Planification stratégique à long terme
Un moment clé de cette première année a été le lancement, le 14 octobre 2024, du plan « Sénégal 2050 : Agenda National de Transformation ». Cette feuille de route ambitieuse vise à faire du Sénégal une nation « souveraine, juste et prospère », avec des objectifs tels que tripler le revenu par habitant d’ici 2050 et maintenir une croissance annuelle de 6 à 7 %. Uneambition quelque peu freinée par des comptes hérités de l’administration précédente, dans le rouge avec une dette publique abyssale qui s’élève à près de 100 % du PIB. Alors que les analystes financiers posent la question du défaut de paiement, cette situation budgétaire a pris les autorités de court.
Une opposition en reconstruction
Face aux réformes engagées, l’opposition s’organise. Le 9 février 2025, le Front pour la Défense de la Démocratie et de la République (FDR) a été créé, regroupant plusieurs partis, dont Taxawu Sénégal de Khalifa Sall et l’ARC d’Anta Babacar Ngom. Dans une déclaration, les membres du FDR dénoncent les dérives du régime et annoncent des actions pour défendre les libertés démocratiques et la transparence électorale.
Malgré les avancées réalisées, des défis majeurs persistent. La réforme monétaire, qui vise à questionner l’appartenance à la zone Franc CFA, reste en suspens. La mise en œuvre des réformes judiciaires nécessite des ressources considérables, et les attentes sociales concernant l’emploi des jeunes et l’amélioration des conditions de vie demeurent élevées.

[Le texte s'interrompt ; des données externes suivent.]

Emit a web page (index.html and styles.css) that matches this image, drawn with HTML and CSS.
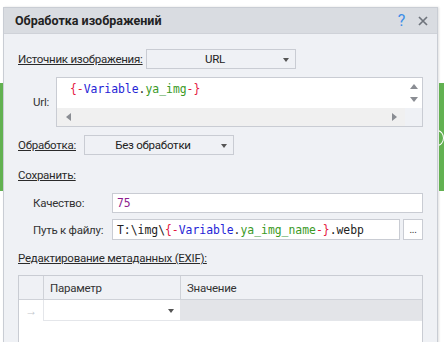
FILE: index.html
```html
<!DOCTYPE html>
<html lang="ru">
<head>
<meta charset="utf-8">
<link rel="stylesheet" href="styles.css">
</head>
<body>
<div class="page">
  <div class="side side-left"><div class="green"></div></div>
  <div class="dialog">
    <div class="titlebar">
      <span class="title">Обработка изображений</span>
      <span class="help">?</span>
      <svg class="close" width="10" height="10" viewBox="0 0 10 10"><path d="M1 1L9 9M9 1L1 9" stroke="#6f747c" stroke-width="1.7" fill="none"/></svg>
    </div>
    <div class="content">
      <div class="row row-source">
        <span class="lbl ul w-source">Источник изображения:</span>
        <div class="combo w150"><span class="combo-text">URL</span><span class="caret"></span></div>
      </div>
      <div class="row row-url">
        <span class="lbl w-url">Url:</span>
        <div class="textarea">
          <div class="ta-main">
            <div class="ta-text code"><span class="r">{-</span><span class="b">Variable</span><span class="d">.</span><span class="g">ya_img</span><span class="r">-}</span></div>
            <div class="vscroll"><span class="tri up"></span><span class="tri down"></span></div>
          </div>
          <div class="ta-bottom">
            <div class="hscroll"><span class="tri left"></span><span class="tri right"></span></div>
            <div class="corner"></div>
          </div>
        </div>
      </div>
      <div class="row row-proc">
        <span class="lbl ul w-proc">Обработка:</span>
        <div class="combo w150"><span class="combo-text">Без обработки</span><span class="caret"></span></div>
      </div>
      <div class="section ul">Сохранить:</div>
      <div class="row row-quality">
        <span class="lbl w-sub">Качество:</span>
        <div class="input code"><span class="p">75</span></div>
      </div>
      <div class="row row-path">
        <span class="lbl w-sub">Путь к файлу:</span>
        <div class="input code path">T:\img\<span class="r">{-</span><span class="b">Variable</span><span class="d">.</span><span class="g">ya_img_name</span><span class="r">-}</span>.webp</div>
        <div class="btn">...</div>
      </div>
      <div class="section ul exif">Редактирование метаданных (EXIF):</div>
      <div class="grid">
        <div class="gh ind"></div>
        <div class="gh param">Параметр</div>
        <div class="gh value">Значение</div>
        <div class="gc ind"><span class="arrow">→</span></div>
        <div class="gc param"><span class="caret"></span></div>
        <div class="gc value"></div>
        <div class="gfill"></div>
      </div>
    </div>
  </div>
  <div class="side side-right"><div class="green"><span class="ring"></span></div></div>
</div>
</body>
</html>
```
FILE: styles.css
```css
* { box-sizing: border-box; }
html, body { margin: 0; padding: 0; background: #fff; }
body {
  font-family: Roboto, "Noto Sans", sans-serif;
  font-size: 11.5px;
  letter-spacing: -0.25px;
  color: #333;
  width: 444px;
  height: 342px;
  overflow: hidden;
}
.page { display: flex; align-items: flex-start; }
.side { flex: none; }
.side-left { width: 3px; }
.side-right { width: 6px; padding-left: 1px; }
.green { background: #62b151; margin-top: 83px; height: 108px; overflow: hidden; position: relative; }
.side-left .green { width: 3px; }
.side-right .green { width: 5px; }
.ring {
  position: absolute; left: -9px; top: 47px;
  width: 14px; height: 16px;
  border: 1.5px solid #fff; border-radius: 50%;
}
.dialog {
  flex: none;
  width: 435px;
  height: 340px;
  margin-top: 7px;
  background: #eff1f5;
  border: 1px solid #c9cdd4;
  box-shadow: 1px 0 2px rgba(0,0,0,0.12);
  display: flex; flex-direction: column;
  overflow: hidden;
}
.titlebar {
  flex: none;
  height: 26px;
  background: #d9dce1;
  display: flex; align-items: center;
  padding-left: 11px;
  border-bottom: 1px solid #cfd2d8;
}
.title { font-weight: bold; font-size: 12.5px; letter-spacing: 0; color: #222; flex: 1; }
.help { color: #3d8ee8; font-size: 16px; margin-right: 13px; line-height: 1; }
.close { margin-right: 9px; }
.content { flex: none; padding: 15px 14px 0 14px; display: flex; flex-direction: column; }
.row { display: flex; align-items: center; }
.lbl { flex: none; white-space: nowrap; }
.ul { text-decoration: underline; color: #2a2a2a; }
.w-source { width: 128px; }
.w-proc { width: 66px; }
.w-url { width: 38px; text-align: right; padding-right: 7px; }
.w-sub { width: 94px; padding-left: 15px; }
.combo {
  height: 20px;
  border: 1px solid #c9ccd3;
  background: #eff1f5;
  display: flex; align-items: center;
  position: relative;
}
.w150 { width: 150px; }
.combo-text { flex: 1; text-align: center; color: #222; }
.caret {
  width: 0; height: 0;
  border-left: 3.5px solid transparent;
  border-right: 3.5px solid transparent;
  border-top: 4px solid #555;
  margin-right: 6px;
  margin-top: 2px;
}
.row-url { margin-top: 8px; }
.textarea {
  width: 367px; height: 50px;
  border: 1px solid #c9ccd3;
  background: #fff;
  display: flex; flex-direction: column;
}
.ta-main { flex: 1; display: flex; }
.ta-text { flex: 1; padding: 3px 0 0 13px; line-height: 16px; }
.vscroll { width: 17px; display: flex; flex-direction: column; align-items: center; padding-top: 6px; gap: 8px; }
.ta-bottom { height: 18px; display: flex; }
.hscroll { flex: 1; background: #f0f0f0; display: flex; align-items: center; justify-content: space-between; padding: 0 8px 0 9px; }
.corner { width: 17px; background: #eff1f5; }
.tri { width: 0; height: 0; }
.tri.up { border-left: 4px solid transparent; border-right: 4px solid transparent; border-bottom: 5px solid #8a8d93; }
.tri.down { border-left: 4px solid transparent; border-right: 4px solid transparent; border-top: 5px solid #8a8d93; }
.tri.left { border-top: 4px solid transparent; border-bottom: 4px solid transparent; border-right: 5px solid #8a8d93; }
.tri.right { border-top: 4px solid transparent; border-bottom: 4px solid transparent; border-left: 5px solid #8a8d93; }
.code { font-family: "DejaVu Sans Mono", "Liberation Mono", monospace; font-size: 11.4px; letter-spacing: 0; color: #222; }
.r { color: #e5173f; }
.b { color: #2424d6; }
.g { color: #3b9a1f; }
.d { color: #333; }
.p { color: #8e1d8e; }
.row-proc { margin-top: 8px; }
.section { margin-top: 12px; line-height: 16px; align-self: flex-start; }
.row-quality { margin-top: 10px; }
.input {
  height: 20px;
  flex: 1;
  background: #fff;
  border: 1px solid #c9ccd3;
  display: flex; align-items: center;
  padding-left: 4px;
  white-space: nowrap;
}
.row-path { margin-top: 6px; }
.row-path .input { height: 21px; flex: none; width: 288px; }
.btn {
  margin-left: 3px;
  width: 20px; height: 21px;
  background: #fff;
  border: 1px solid #c9ccd3;
  display: flex; align-items: center; justify-content: center;
  font-size: 10px; color: #333;
  line-height: 1;
}
.exif { margin-top: 10px; }
.grid {
  margin-top: 9px;
  border: 1px solid #c9ccd3;
  background: #fff;
  display: grid;
  grid-template-columns: 24px 137px 1fr;
  grid-template-rows: 24px 21px 30px;
}
.gh { background: #eff1f5; border-bottom: 1px solid #cfd2d8; display: flex; align-items: center; padding-left: 6px; color: #333; }
.gh.param, .gh.value { border-left: 1px solid #cfd2d8; }
.gc { display: flex; align-items: center; }
.gc.ind { background: #fff; justify-content: center; }
.arrow { color: #c4c7cc; font-size: 12px; }
.gc.param { background: #fff; border-left: 1px solid #e4e6ea; border-bottom: 1px solid #e4e6ea; justify-content: flex-end; }
.gc.param .caret { margin-right: 6px; }
.gc.value { background: #e3e4e8; border-bottom: 1px solid #e4e6ea; }
.gfill { grid-column: 1 / 4; background: #fff; }
```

À l’aube de sa deuxième année de mandat, le gouvernement de Bassirou Diomaye Faye est confronté à la tâche exigeante de transformer ces premières initiatives en changements structurels durables, tout en répondant aux attentes pressantes d’une population qui espère bénéficier rapidement des fruits de cette alternance politique historique de mars 2024.